• Exercise requirements:
Check each line of the data below for the word "full", then extract the ones that have it.

• Material for this task:

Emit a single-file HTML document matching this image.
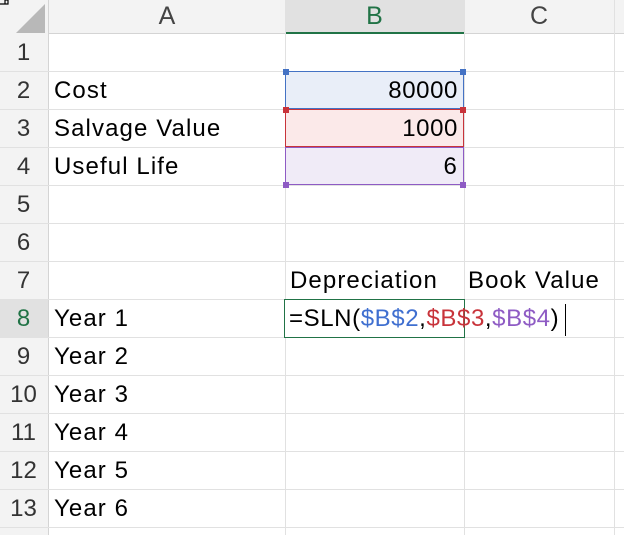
<!DOCTYPE html><html><head><style>
body{margin:0;width:624px;height:535px;background:#fff;overflow:hidden;font-family:"Liberation Sans",sans-serif;position:relative}
.a{position:absolute}
.hl{position:absolute;left:0;width:624px;height:1px;background:#e1e1e1}
.vl{position:absolute;top:0;width:1px;height:535px;background:#e1e1e1}
.rn{position:absolute;left:0;width:47px;text-align:center;font-size:24px;color:#333;height:38px;line-height:38px}
.t{position:absolute;font-size:24px;letter-spacing:1.1px;color:#000;height:38px;line-height:38px;white-space:nowrap}
.h{width:6px;height:6px;position:absolute}
</style></head><body>
<div class="a" style="left:0;top:0;width:624px;height:33px;background:#f3f3f3;border-bottom:1px solid #d4d4d4"></div>
<div class="a" style="left:0;top:0;width:48px;height:535px;background:#f3f3f3;border-right:1px solid #d4d4d4"></div>
<div class="a" style="left:285px;top:0;width:179px;height:32px;background:#e1e1e1;border-bottom:2px solid #217346"></div>
<svg class="a" style="left:15px;top:4px" width="30" height="29"><polygon points="30,0 30,29 1,29" fill="#b8b8b8"/></svg>
<svg class="a" style="left:0;top:0" width="12" height="12"><path d="M0 4h5V0h3v4h-3" fill="none" stroke="#000" stroke-width="1.2"/></svg>
<div class="t" style="left:49px;width:236px;top:-3px;text-align:center;color:#444;font-size:25px;letter-spacing:0">A</div>
<div class="t" style="left:285px;width:179px;top:-3px;text-align:center;color:#217346;font-size:25px;letter-spacing:0">B</div>
<div class="t" style="left:464px;width:150px;top:-3px;text-align:center;color:#444;font-size:25px;letter-spacing:0">C</div>
<div class="vl" style="left:285px"></div><div class="vl" style="left:464px"></div><div class="vl" style="left:614px"></div>
<div class="hl" style="top:71px"></div><div class="hl" style="top:109px"></div><div class="hl" style="top:147px"></div><div class="hl" style="top:185px"></div><div class="hl" style="top:223px"></div><div class="hl" style="top:261px"></div><div class="hl" style="top:299px"></div><div class="hl" style="top:337px"></div><div class="hl" style="top:375px"></div><div class="hl" style="top:413px"></div><div class="hl" style="top:451px"></div><div class="hl" style="top:489px"></div><div class="hl" style="top:527px"></div>
<div class="rn" style="top:34px">1</div><div class="rn" style="top:72px">2</div><div class="rn" style="top:110px">3</div><div class="rn" style="top:148px">4</div><div class="rn" style="top:186px">5</div><div class="rn" style="top:224px">6</div><div class="rn" style="top:262px">7</div><div class="rn" style="top:300px">8</div><div class="rn" style="top:338px">9</div><div class="rn" style="top:376px">10</div><div class="rn" style="top:414px">11</div><div class="rn" style="top:452px">12</div><div class="rn" style="top:490px">13</div>
<div class="a" style="left:0;top:300px;width:48px;height:38px;background:#e1e1e1"></div>
<div class="rn" style="top:300px;color:#217346">8</div>
<div class="a" style="left:285px;top:71px;width:177px;height:36px;background:#e9eef8;border:1px solid #4472c4"></div>
<div class="a" style="left:285px;top:109px;width:177px;height:36px;background:#fbe9e9;border:1px solid #c8333a"></div>
<div class="a" style="left:285px;top:147px;width:177px;height:36px;background:#f0ebf7;border:1px solid #8e5bc4"></div>
<div class="h" style="left:283px;top:69px;background:#4472c4"></div><div class="h" style="left:460px;top:69px;background:#4472c4"></div>
<div class="h" style="left:283px;top:107px;background:#c8333a"></div><div class="h" style="left:460px;top:107px;background:#c8333a"></div>
<div class="h" style="left:283px;top:182px;background:#8e5bc4"></div><div class="h" style="left:460px;top:182px;background:#8e5bc4"></div>
<div class="t" style="left:54px;top:72px">Cost</div>
<div class="t" style="left:54px;top:110px">Salvage Value</div>
<div class="t" style="left:54px;top:148px">Useful Life</div>
<div class="t" style="left:285px;width:173px;top:72px;text-align:right;letter-spacing:0.6px">80000</div>
<div class="t" style="left:285px;width:173px;top:110px;text-align:right;letter-spacing:0.6px">1000</div>
<div class="t" style="left:285px;width:173px;top:148px;text-align:right">6</div>
<div class="t" style="left:290px;top:262px">Depreciation</div>
<div class="t" style="left:468px;top:262px">Book Value</div>
<div class="a" style="left:284px;top:299px;width:179px;height:37px;border:1px solid #217346;background:#fff"></div>
<div class="t" style="left:289px;top:300px;letter-spacing:0.6px">=SLN(<span style="color:#3f6fd0">$B$2</span>,<span style="color:#c8333a">$B$3</span>,<span style="color:#8e5bc4">$B$4</span>)</div>
<div class="a" style="left:565px;top:304px;width:1px;height:32px;background:#000"></div>
<div class="t" style="left:54px;top:300px">Year 1</div><div class="t" style="left:54px;top:338px">Year 2</div><div class="t" style="left:54px;top:376px">Year 3</div><div class="t" style="left:54px;top:414px">Year 4</div><div class="t" style="left:54px;top:452px">Year 5</div><div class="t" style="left:54px;top:490px">Year 6</div>
</body></html>
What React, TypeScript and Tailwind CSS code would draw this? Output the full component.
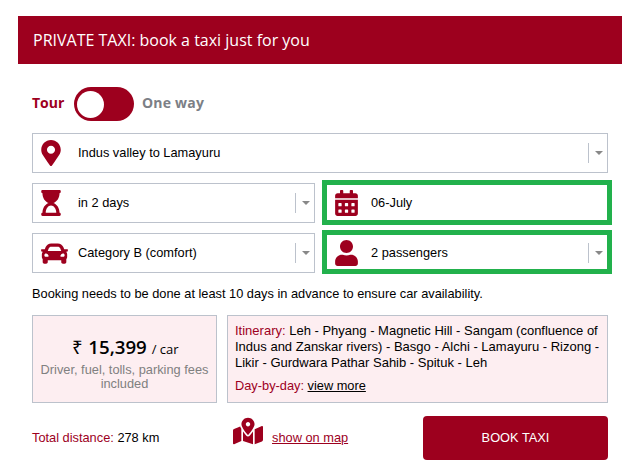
import { FaMapMarkerAlt, FaHourglassStart, FaCar, FaUser, FaCalendarAlt, FaMapMarkedAlt } from "react-icons/fa";
import type { ReactNode } from "react";

function Arrow() {
  return (
    <div className="flex h-[20px] w-[19px] shrink-0 items-center justify-center border-l border-[#bcc2cc]">
      <div className="ml-[1px] h-0 w-0 border-x-[4px] border-t-[4px] border-x-transparent border-t-[#888888]" />
    </div>
  );
}

function Field({ icon, label, arrow = true, className, iconW }: { icon: ReactNode; label: string; arrow?: boolean; className: string; iconW: string }) {
  return (
    <div className={`flex items-center ${className}`}>
      <div className={`flex shrink-0 justify-start text-[#9d001e] ${iconW}`}>{icon}</div>
      <div className="flex-1 text-[12.8px] text-black">{label}</div>
      {arrow && <Arrow />}
    </div>
  );
}

const plain = "h-[40px] border border-[#bcc2cc]";
const plainW = "w-[45px] pl-[8px]";
const greenW = "w-[44px] pl-[8px]";

export default function App() {
  return (
    <div className="h-[473px] w-[641px] bg-white pt-[16px] font-['Liberation_Sans',Arial,sans-serif]">
      <div className="ml-[18px] mr-[19px] flex h-[48px] items-center bg-[#9d001e] pl-[15px] font-['Open_Sans',sans-serif] text-[16px] text-white">
        PRIVATE TAXI: book a taxi just for you
      </div>
      <div className="pl-[32px] pr-[33px]">
        <div className="mt-[23px] flex h-[34px] items-center font-['Open_Sans',sans-serif] text-[14px] font-bold">
          <span className="mb-[4px] w-[42px] text-[#9d001e]">Tour</span>
          <div className="flex h-[34px] w-[60px] items-center rounded-full bg-[#9d001e] pl-[3px]">
            <div className="h-[27px] w-[27px] rounded-full bg-white" />
          </div>
          <span className="mb-[4px] ml-[8px] tracking-[0.2px] text-[#7c7f86]">One way</span>
        </div>
        <Field className={`mt-[12px] ${plain}`} iconW={plainW} icon={<FaMapMarkerAlt className="h-[26px] w-[20px]" />} label="Indus valley to Lamayuru" />
        <div className="mt-[7px] grid grid-cols-[283px_290px] gap-x-[7px] gap-y-[5px]">
          <Field className={`mt-[3px] ${plain}`} iconW={plainW} icon={<FaHourglassStart className="h-[26px] w-[20px]" />} label="in 2 days" />
          <Field className="h-[45px] border-[5px] border-[#22b14c]" iconW={greenW} icon={<FaCalendarAlt className="h-[26px] w-[23px]" />} label="06-July" arrow={false} />
          <Field className={`mt-[3px] ${plain}`} iconW={plainW} icon={<FaCar className="h-[27px] w-[27px]" />} label="Category B (comfort)" />
          <Field className="h-[44px] border-[5px] border-[#22b14c] pt-[1px]" iconW={greenW} icon={<FaUser className="h-[26px] w-[23px]" />} label="2 passengers" />
        </div>
        <p className="mt-[7px] text-[12.8px] leading-[26px] text-black">Booking needs to be done at least 10 days in advance to ensure car availability.</p>
        <div className="mt-[8px] flex h-[88px] gap-[10px] text-[12.8px]">
          <div className="w-[185px] border border-[#bcc2cc] bg-[#fdeef1] pt-[19px] text-center">
            <div className="pl-[2px] font-['Open_Sans',sans-serif] text-[18.7px] leading-[24px] text-black">
              ₹ <span className="font-semibold">15,399</span> <span className="text-[13px]">/ car</span>
            </div>
            <div className="mt-[2px] leading-[14px] text-[#808080]">Driver, fuel, tolls, parking fees<br />included</div>
          </div>
          <div className="flex-1 border border-[#bcc2cc] bg-[#fdeef1] px-[7px] pt-[7px] leading-[16px] text-black">
            <div className="text-[13px]">
              <span className="text-[#9d001e]">Itinerary: </span>
              Leh - Phyang - Magnetic Hill - Sangam (confluence of Indus and Zanskar rivers) - Basgo - Alchi - Lamayuru - Rizong - Likir - Gurdwara Pathar Sahib - Spituk - Leh
            </div>
            <div className="mt-[7px]">
              <span className="text-[#9d001e]">Day-by-day: </span>
              <span className="underline">view more</span>
            </div>
          </div>
        </div>
        <div className="mt-[13px] flex h-[44px] items-center text-[12.8px]">
          <div className="w-[201px]">
            <span className="text-[#9d001e]">Total distance: </span>278 km
          </div>
          <FaMapMarkedAlt className="mb-[14px] size-[30px] text-[#9d001e]" />
          <span className="ml-[9px] text-[#9d001e] underline">show on map</span>
          <div className="ml-auto flex h-[44px] w-[185px] items-center justify-center rounded-[4px] bg-[#9d001e] text-[12.8px] text-white">BOOK TAXI</div>
        </div>
      </div>
    </div>
  );
}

• Answer for the task:
What React, TypeScript and Tailwind CSS code would draw this? Output the full component.
          <div className="flex h-[34px] w-[60px] items-center rounded-full bg-[#9d001e] pl-[3px]">
            <div className="h-[27px] w-[27px] rounded-full bg-white" />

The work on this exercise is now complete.